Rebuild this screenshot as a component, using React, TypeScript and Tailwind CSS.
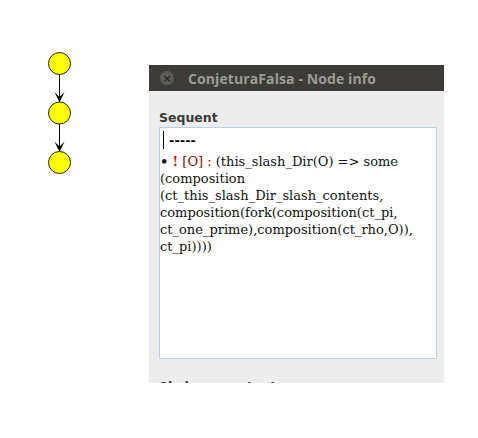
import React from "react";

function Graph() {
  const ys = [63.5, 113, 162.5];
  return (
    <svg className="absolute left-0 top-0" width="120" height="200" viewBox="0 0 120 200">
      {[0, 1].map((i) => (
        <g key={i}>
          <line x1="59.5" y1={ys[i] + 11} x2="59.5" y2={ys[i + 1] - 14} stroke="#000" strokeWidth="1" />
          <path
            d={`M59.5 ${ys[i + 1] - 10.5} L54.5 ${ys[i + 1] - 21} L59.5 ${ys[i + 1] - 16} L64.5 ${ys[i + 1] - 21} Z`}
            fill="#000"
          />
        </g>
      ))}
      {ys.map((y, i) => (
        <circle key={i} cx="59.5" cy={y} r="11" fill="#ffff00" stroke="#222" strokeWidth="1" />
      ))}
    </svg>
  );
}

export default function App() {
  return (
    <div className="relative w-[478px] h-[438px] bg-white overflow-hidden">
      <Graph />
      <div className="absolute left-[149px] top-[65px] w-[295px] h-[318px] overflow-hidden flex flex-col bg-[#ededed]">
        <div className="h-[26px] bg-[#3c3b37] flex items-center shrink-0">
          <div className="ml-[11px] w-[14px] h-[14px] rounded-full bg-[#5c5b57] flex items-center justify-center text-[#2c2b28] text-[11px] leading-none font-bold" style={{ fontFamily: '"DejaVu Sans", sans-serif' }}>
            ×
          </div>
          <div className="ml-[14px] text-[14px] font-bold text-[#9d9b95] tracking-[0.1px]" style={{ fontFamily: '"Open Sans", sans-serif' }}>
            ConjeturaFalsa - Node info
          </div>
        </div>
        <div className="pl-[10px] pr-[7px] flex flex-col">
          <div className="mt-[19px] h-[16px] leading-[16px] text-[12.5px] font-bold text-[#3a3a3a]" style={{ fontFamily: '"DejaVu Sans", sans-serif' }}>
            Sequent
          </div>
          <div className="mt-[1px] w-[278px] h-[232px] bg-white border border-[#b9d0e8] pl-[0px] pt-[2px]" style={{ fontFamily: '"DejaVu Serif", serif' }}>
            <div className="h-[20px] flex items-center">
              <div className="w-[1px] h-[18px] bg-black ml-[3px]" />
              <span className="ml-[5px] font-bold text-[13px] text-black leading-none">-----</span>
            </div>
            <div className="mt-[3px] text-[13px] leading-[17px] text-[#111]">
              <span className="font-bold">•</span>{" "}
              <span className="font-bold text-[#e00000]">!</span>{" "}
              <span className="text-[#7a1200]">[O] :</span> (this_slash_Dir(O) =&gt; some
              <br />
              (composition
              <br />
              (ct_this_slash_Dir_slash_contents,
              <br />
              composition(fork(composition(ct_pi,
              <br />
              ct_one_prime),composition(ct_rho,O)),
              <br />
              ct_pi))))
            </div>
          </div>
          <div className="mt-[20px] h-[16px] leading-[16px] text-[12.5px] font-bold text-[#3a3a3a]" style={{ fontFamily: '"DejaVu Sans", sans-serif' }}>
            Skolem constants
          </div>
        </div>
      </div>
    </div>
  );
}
==
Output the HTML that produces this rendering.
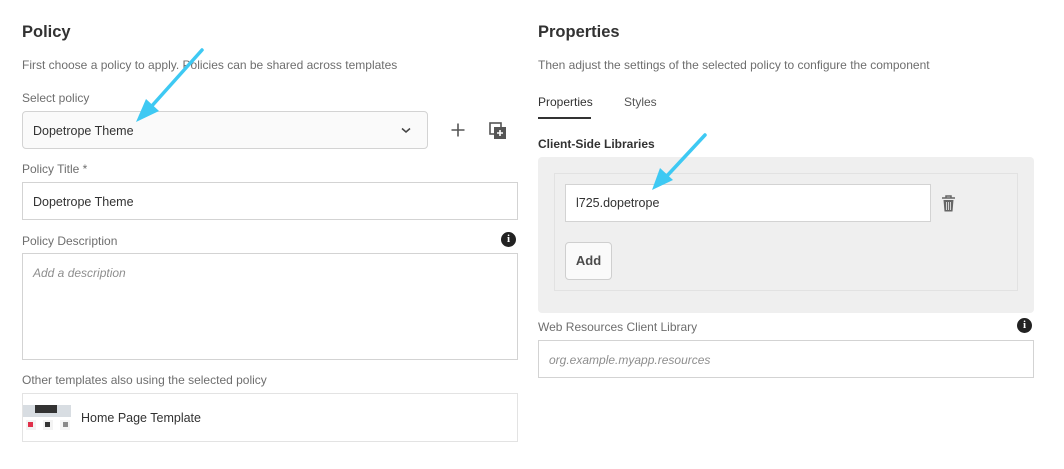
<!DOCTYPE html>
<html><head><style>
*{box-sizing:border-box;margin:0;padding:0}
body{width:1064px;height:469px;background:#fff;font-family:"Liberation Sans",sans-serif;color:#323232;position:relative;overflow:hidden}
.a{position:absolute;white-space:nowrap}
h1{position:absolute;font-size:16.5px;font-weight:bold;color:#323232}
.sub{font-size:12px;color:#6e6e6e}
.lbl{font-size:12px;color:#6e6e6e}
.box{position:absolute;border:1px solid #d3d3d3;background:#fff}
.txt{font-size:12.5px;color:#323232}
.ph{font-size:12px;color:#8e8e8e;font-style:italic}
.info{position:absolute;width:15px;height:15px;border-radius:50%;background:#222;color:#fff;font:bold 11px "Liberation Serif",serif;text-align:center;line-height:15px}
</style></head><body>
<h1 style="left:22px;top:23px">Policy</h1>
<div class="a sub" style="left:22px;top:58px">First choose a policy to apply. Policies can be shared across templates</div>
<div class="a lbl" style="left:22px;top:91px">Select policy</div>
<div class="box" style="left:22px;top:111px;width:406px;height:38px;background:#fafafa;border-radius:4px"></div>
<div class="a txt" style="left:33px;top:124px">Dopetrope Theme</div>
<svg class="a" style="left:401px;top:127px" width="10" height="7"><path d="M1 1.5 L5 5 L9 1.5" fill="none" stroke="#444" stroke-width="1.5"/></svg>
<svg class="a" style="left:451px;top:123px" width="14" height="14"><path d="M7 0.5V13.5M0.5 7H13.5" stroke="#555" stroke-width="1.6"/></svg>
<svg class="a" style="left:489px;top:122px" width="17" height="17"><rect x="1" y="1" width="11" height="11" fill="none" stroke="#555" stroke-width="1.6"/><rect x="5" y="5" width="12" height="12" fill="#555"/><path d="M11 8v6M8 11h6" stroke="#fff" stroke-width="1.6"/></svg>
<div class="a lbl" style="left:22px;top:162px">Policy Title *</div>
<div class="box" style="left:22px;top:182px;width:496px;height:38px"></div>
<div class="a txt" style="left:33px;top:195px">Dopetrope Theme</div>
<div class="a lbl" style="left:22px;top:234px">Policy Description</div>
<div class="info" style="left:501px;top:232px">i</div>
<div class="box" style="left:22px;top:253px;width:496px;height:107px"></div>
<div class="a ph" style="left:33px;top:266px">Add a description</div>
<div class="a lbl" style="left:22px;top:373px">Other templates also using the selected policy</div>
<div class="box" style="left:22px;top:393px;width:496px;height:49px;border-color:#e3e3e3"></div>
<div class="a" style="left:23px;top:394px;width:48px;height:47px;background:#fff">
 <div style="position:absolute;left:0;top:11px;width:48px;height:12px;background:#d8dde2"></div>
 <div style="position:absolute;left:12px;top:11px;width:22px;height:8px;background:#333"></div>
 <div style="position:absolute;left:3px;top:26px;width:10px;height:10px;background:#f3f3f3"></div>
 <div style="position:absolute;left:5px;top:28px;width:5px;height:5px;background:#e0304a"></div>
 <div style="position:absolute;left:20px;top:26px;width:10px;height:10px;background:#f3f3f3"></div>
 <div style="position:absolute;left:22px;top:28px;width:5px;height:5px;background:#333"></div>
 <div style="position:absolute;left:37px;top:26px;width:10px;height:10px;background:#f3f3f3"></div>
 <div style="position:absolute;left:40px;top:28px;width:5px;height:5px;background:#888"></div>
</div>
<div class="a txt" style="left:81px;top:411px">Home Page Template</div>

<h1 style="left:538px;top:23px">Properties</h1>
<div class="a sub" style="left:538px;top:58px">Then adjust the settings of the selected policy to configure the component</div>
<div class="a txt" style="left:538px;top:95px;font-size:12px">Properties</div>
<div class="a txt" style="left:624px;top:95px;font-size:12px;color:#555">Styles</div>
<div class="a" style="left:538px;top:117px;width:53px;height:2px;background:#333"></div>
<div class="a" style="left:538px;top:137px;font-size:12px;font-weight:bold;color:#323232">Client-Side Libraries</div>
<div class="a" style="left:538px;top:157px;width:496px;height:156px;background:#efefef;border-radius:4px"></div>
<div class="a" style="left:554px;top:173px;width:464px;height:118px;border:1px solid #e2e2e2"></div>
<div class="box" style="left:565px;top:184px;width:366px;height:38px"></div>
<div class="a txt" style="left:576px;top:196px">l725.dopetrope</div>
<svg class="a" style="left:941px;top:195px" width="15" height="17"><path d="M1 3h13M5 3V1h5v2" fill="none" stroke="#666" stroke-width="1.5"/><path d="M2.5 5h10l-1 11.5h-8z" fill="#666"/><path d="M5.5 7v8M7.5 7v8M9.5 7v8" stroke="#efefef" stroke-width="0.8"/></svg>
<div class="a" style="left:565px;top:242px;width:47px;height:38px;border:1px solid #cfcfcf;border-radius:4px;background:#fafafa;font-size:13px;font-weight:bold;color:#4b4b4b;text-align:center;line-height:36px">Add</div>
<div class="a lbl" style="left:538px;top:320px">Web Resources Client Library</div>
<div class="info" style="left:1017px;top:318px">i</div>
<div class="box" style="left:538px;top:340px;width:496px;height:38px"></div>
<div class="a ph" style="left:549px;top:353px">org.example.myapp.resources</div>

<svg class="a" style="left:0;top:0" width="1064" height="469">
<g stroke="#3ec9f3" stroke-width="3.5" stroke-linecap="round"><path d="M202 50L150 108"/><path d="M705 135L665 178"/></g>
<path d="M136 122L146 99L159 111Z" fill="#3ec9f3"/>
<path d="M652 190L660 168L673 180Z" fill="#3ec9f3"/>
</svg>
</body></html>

**WRITTEN TASK**
From the records above, give again only the part that opens with the line containing "Rebuild this screenshot" and closes with the line containing "import React from". Keep both ends but drop the pictures.

**RESPONSE BELOW**
Rebuild this screenshot as a component, using React, TypeScript and Tailwind CSS.
import React from "react";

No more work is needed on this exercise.